First, we apply the forking lemma for folding (Nova paper lemma 1), to obtain three transcripts. We then show that, using all three transcripts, the extractor can interpolate the values of $\mathsf{E}', r_e', \mathsf{E}'', r_e''$. It can also interpolate $(W', r_l', r_r', r_o')$ and $(W'', r_l'', r_r'', r_o'')$ using any two of the transcripts. Finally, we show that the traces these values belong to satisfy the copy constraints and the equality for each gate.
Zero-Knowledge #
The proof relies on the fact that the commitment used is hiding, then the only message sent by the prover is a hiding commitment, which means the proof is relatively short and straight forward.

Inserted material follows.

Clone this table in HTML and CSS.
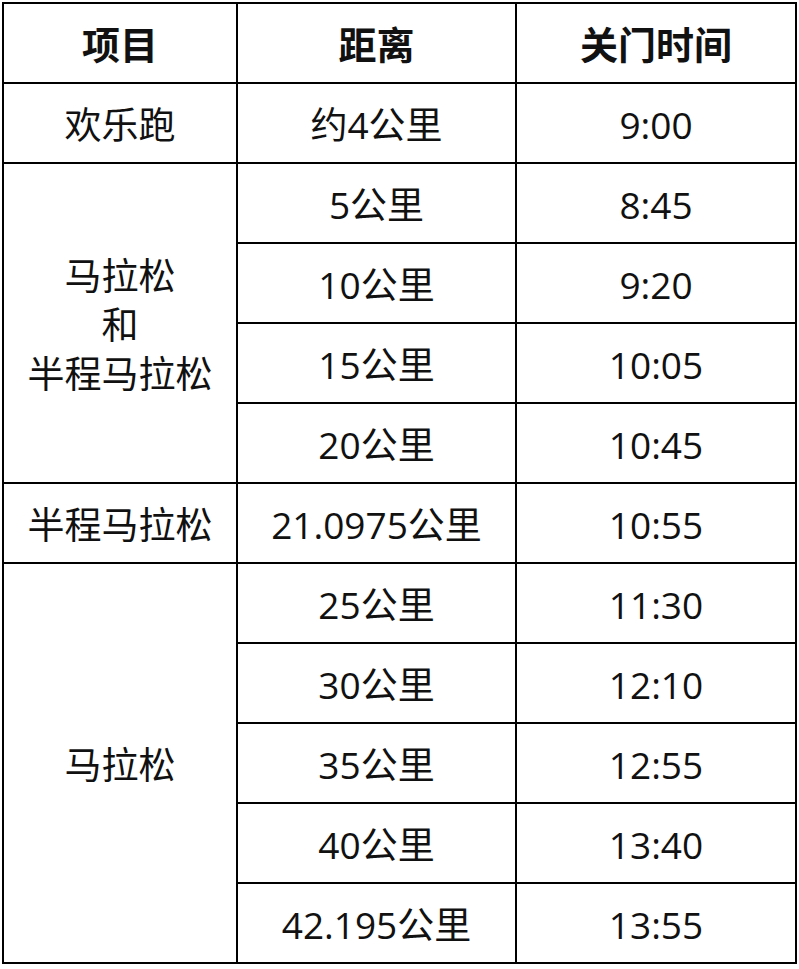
FILE: index.html
```html
<!DOCTYPE html>
<html lang="zh-CN">
<head>
<meta charset="utf-8">
<link rel="stylesheet" href="styles.css">
</head>
<body>
<table class="tbl">
  <colgroup>
    <col class="c1"><col class="c2"><col class="c3">
  </colgroup>
  <thead>
    <tr><th>项目</th><th>距离</th><th>关门时间</th></tr>
  </thead>
  <tbody>
    <tr><td>欢乐跑</td><td>约4公里</td><td>9:00</td></tr>
    <tr><td rowspan="4" class="multi">马拉松<br>和<br>半程马拉松</td><td>5公里</td><td>8:45</td></tr>
    <tr><td>10公里</td><td>9:20</td></tr>
    <tr><td>15公里</td><td>10:05</td></tr>
    <tr><td>20公里</td><td>10:45</td></tr>
    <tr><td>半程马拉松</td><td>21.0975公里</td><td>10:55</td></tr>
    <tr><td rowspan="5">马拉松</td><td>25公里</td><td>11:30</td></tr>
    <tr><td>30公里</td><td>12:10</td></tr>
    <tr><td>35公里</td><td>12:55</td></tr>
    <tr><td>40公里</td><td>13:40</td></tr>
    <tr><td>42.195公里</td><td>13:55</td></tr>
  </tbody>
</table>
</body>
</html>
```
FILE: styles.css
```css
html, body {
  margin: 0;
  padding: 0;
  background: #fff;
}
body {
  padding: 2px 0 0 2px;
  font-family: "Open Sans", "Noto Sans CJK SC", sans-serif;
  color: #111;
}
.tbl {
  border-collapse: collapse;
  table-layout: fixed;
  width: 795px;
}
.c1 { width: 234px; }
.c2 { width: 279px; }
.c3 { width: 280px; }
.tbl th, .tbl td {
  border: 2px solid #000;
  height: 76px;
  padding: 2px 0 0 0;
  text-align: center;
  vertical-align: middle;
  font-size: 37px;
  line-height: 1;
}
.tbl th {
  font-weight: 700;
  font-size: 38px;
}
.tbl td {
  font-weight: 400;
}
.tbl td.multi {
  line-height: 49px;
}
```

We define a simulator, $\mathcal{S}$, which samples a random vector $\mathsf{T}$ from $\mathbb{F}^{n + s +1}$ and a random scalar $r_T$ from $\mathbb{F}$. From these, it produces the commitment $\overline T = \mathsf{com}(\mathsf{T}, r_T)$. It then generates a random challenge $r$, and uses this $r$ and $\overline T$ to output the transcript. Since the commitment is hiding, this is computationally indistinguishable from a real transcript.